Bronte is watching Scandal
A few weeks ago I read Nina’s post on the best female leads currently on TV and was inspired to watch Scandal, starring Kerry Washington as former White House Communications Director, professional fixer and fashionista.
Created by Shonda Rhimes (of Grey’s Anatomy fame which should give you some idea where the show’s heading, though Scandal’s tone is decidedly less girly than the former), the show takes place in Washington, D.C. and focuses on Olivia’s crisis management firm, Pope & Associates. I’m still not really sure how to sum up what the firm does - they’re lawyers / detectives / computer hackers / self-described ‘gladiators’ and every staff member is someone Olivia has ‘done a fix for’, instilling in them intense loyalty to their leader. There’s this creepily addictive cult-like feel to their interactions, somewhat akin to what I imagine warriors may have felt going into battle. (If you ever did watch Grey’s you might remember their use of the phrase ‘we’re his people’, ‘you’re my person’ ‘we’re in this together… people’ and etc. This is taken to a whole other level with Scandal and I’ve got to admit, I’m a fan.)

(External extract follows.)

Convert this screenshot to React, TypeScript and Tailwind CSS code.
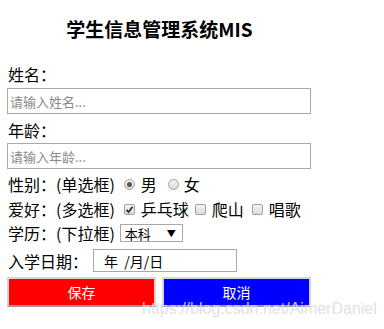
const cjk = { fontFamily: '"Noto Sans CJK SC", "Noto Sans", sans-serif' };

function Radio({ checked }: { checked?: boolean }) {
  return (
    <span className="inline-flex h-[11px] w-[11px] shrink-0 items-center justify-center rounded-full border border-[#a0a0a0] bg-gradient-to-b from-[#f4f4f4] to-[#dcdcdc]">
      {checked && <span className="h-[5px] w-[5px] rounded-full bg-[#555]" />}
    </span>
  );
}

function Checkbox({ checked }: { checked?: boolean }) {
  return (
    <span className="inline-flex h-[11px] w-[11px] shrink-0 items-center justify-center rounded-[2px] border border-[#a0a0a0] bg-gradient-to-b from-[#f4f4f4] to-[#dcdcdc]">
      {checked && (
        <svg width="9" height="9" viewBox="0 0 9 9">
          <path d="M1.5 4.8 L3.6 7 L7.6 1.8" fill="none" stroke="#333" strokeWidth="1.8" />
        </svg>
      )}
    </span>
  );
}

export default function App() {
  return (
    <div className="relative h-[329px] w-[384px] overflow-hidden bg-white text-black" style={cjk}>
      <div className="ml-[7px] flex w-[305px] flex-col">
        <h3 className="mt-[15px] text-center text-[19px] font-bold leading-[28px]">学生信息管理系统MIS</h3>

        <label className="mt-[20px] h-[22px] pl-px text-[16px] leading-[22px]">姓名：</label>
        <input
          className="mt-[3px] h-[26px] w-[304px] border border-[#a9a9a9] px-[2px] text-[13px] outline-none placeholder:text-[#8a8a8a]"
          placeholder="请输入姓名..."
          style={cjk}
        />

        <label className="mt-[5px] h-[22px] pl-px text-[16px] leading-[22px]">年龄：</label>
        <input
          className="mt-[2px] h-[26px] w-[304px] border border-[#a9a9a9] px-[2px] text-[13px] outline-none placeholder:text-[#8a8a8a]"
          placeholder="请输入年龄..."
          style={cjk}
        />

        <div className="mt-[4px] flex h-[22px] items-center pl-px text-[16px] leading-[22px]">
          <span>性别：(单选框)</span>
          <span className="ml-[9px] flex items-center gap-[6px]">
            <Radio checked />
            <span>男</span>
          </span>
          <span className="ml-[11px] flex items-center gap-[5px]">
            <Radio />
            <span>女</span>
          </span>
        </div>

        <div className="mt-[3px] flex h-[22px] items-center pl-px text-[16px] leading-[22px]">
          <span>爱好：(多选框)</span>
          <span className="ml-[9px] flex items-center gap-[6px]">
            <Checkbox checked />
            <span>乒乓球</span>
          </span>
          <span className="ml-[6px] flex items-center gap-[6px]">
            <Checkbox />
            <span>爬山</span>
          </span>
          <span className="ml-[8px] flex items-center gap-[6px]">
            <Checkbox />
            <span>唱歌</span>
          </span>
        </div>

        <div className="mt-[2px] flex h-[22px] items-center pl-px text-[16px] leading-[22px]">
          <span>学历：(下拉框)</span>
          <span className="ml-[5px] flex h-[18px] w-[63px] items-center justify-between border border-[#a9a9a9] bg-white pl-[4px] pr-[6px] text-[13px] leading-none">
            <span>本科</span>
            <span className="text-[9px]">▼</span>
          </span>
        </div>

        <div className="mt-[5px] flex h-[23px] items-center pl-px text-[16px] leading-[22px]">
          <span>入学日期：</span>
          <span className="ml-[5px] flex h-[23px] w-[144px] items-center border border-[#a9a9a9] pl-[10px] text-[14px] leading-none">
            年&nbsp;&nbsp;/月/日
          </span>
        </div>

        <div className="mt-[5px] flex gap-[6px]">
          <button className="h-[30px] w-[149px] border-2 border-[#d6d6d6] border-b-[#9a9a9a] bg-[#ff0000] text-[14px] text-white" style={cjk}>
            保存
          </button>
          <button className="h-[30px] w-[149px] border-2 border-[#d6d6d6] border-b-[#9a9a9a] bg-[#0000ff] text-[14px] text-white" style={cjk}>
            取消
          </button>
        </div>
      </div>

      <span
        className="pointer-events-none absolute left-[142px] top-[300px] text-[16px] leading-[18px] text-[#dedede]"
        style={{ fontFamily: '"Liberation Sans", Arial, sans-serif', opacity: 0.9 }}
      >
        https://blog.csdn.net/AimerDaniel
      </span>
    </div>
  );
}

Given Olivia’s connection with the White House - both professionally and personally (Unsuitable Romance Alert!) - the show also covers the going ons at the White House, everything from family dramas to shady political dealings, from sexy sex to murder.
Yet, despite the rave it’s getting in the US, and the local love for its inferior compadre Revenge, Scandal has not taken off in Australia - yet. Andrew Murfett queries the reason for this on Junkee and aptly calls the show ‘a frothy guilty pleasure’. I heartily agree - it’s fast-paced melodrama with a basis in important issues, and a whole lot of fun to watch.